Thermal performance enhancement of non-premixed syngas combustion in a partial combustion unit by winged nozzle: Experimental and CFD study

This paper presents the effect of nozzle assembly design on the performance of a partial combustion unit (PCU) using the scale-adaptive simulation (SAS) and non-intrusive laser measurement techniques. Four different configurations were tested, namely, nozzle without wing and three nozzles with wing, i.e., flat surface wing, semi-sphere hollow wing and bent wingtip. The syngas-oxygen reaction chemistry was calculated using non-premixed flame model incorporated with GRI-MECH 3.0 mechanism. The radiative heat transfer was modelled using the discrete ordinates (DO) model. The simulation was compared with the particle image velocimetry (PIV) and a two-dimensional laser doppler anemometry (LDA) measurement on a scaled-down PCU model. A good agreement between the SAS prediction and experimental measurement was obtained.
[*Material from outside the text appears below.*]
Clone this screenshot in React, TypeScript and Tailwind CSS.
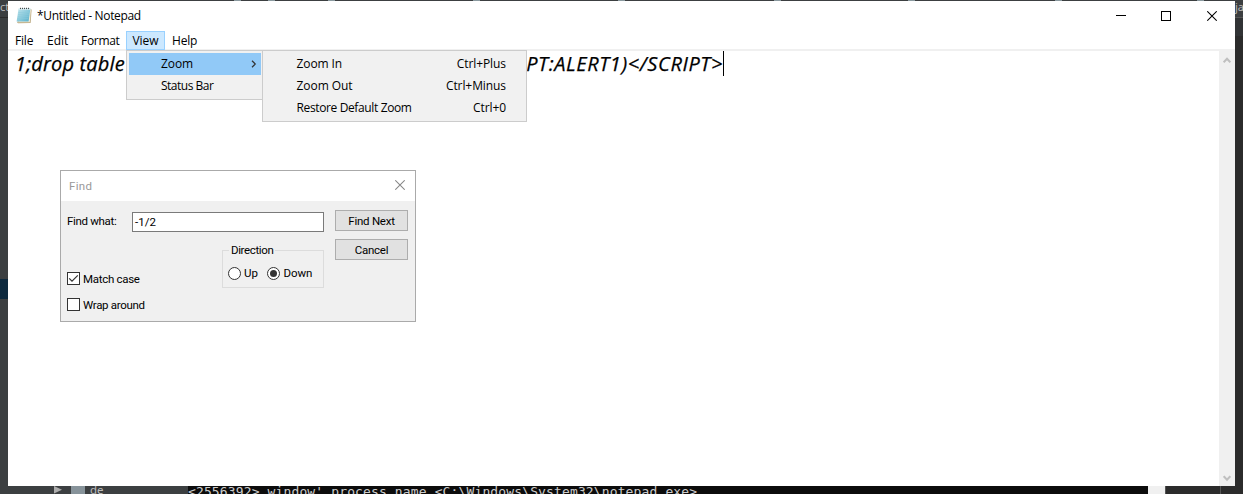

It was found that the modified nozzle assembly design with a semi-sphere hollow wing yielded the highest combustion temperature owing to the intense turbulence-induced recirculation mixing of oxy-fuel. The modified nozzle assembly design introduced in this work increased the peak outlet combustion temperature up to 18% higher compared to the original design. The finding in this work may useful for design retrofits of a combustion system. •Stereoscopic PIV provides a better agreement with CFD simulation.•Winged nozzle design induces flow recirculation that enhances combustion.•Winged nozzle design produces a bigger combustion flame.•Winged nozzle design increased the peak outlet temperature up to 18%.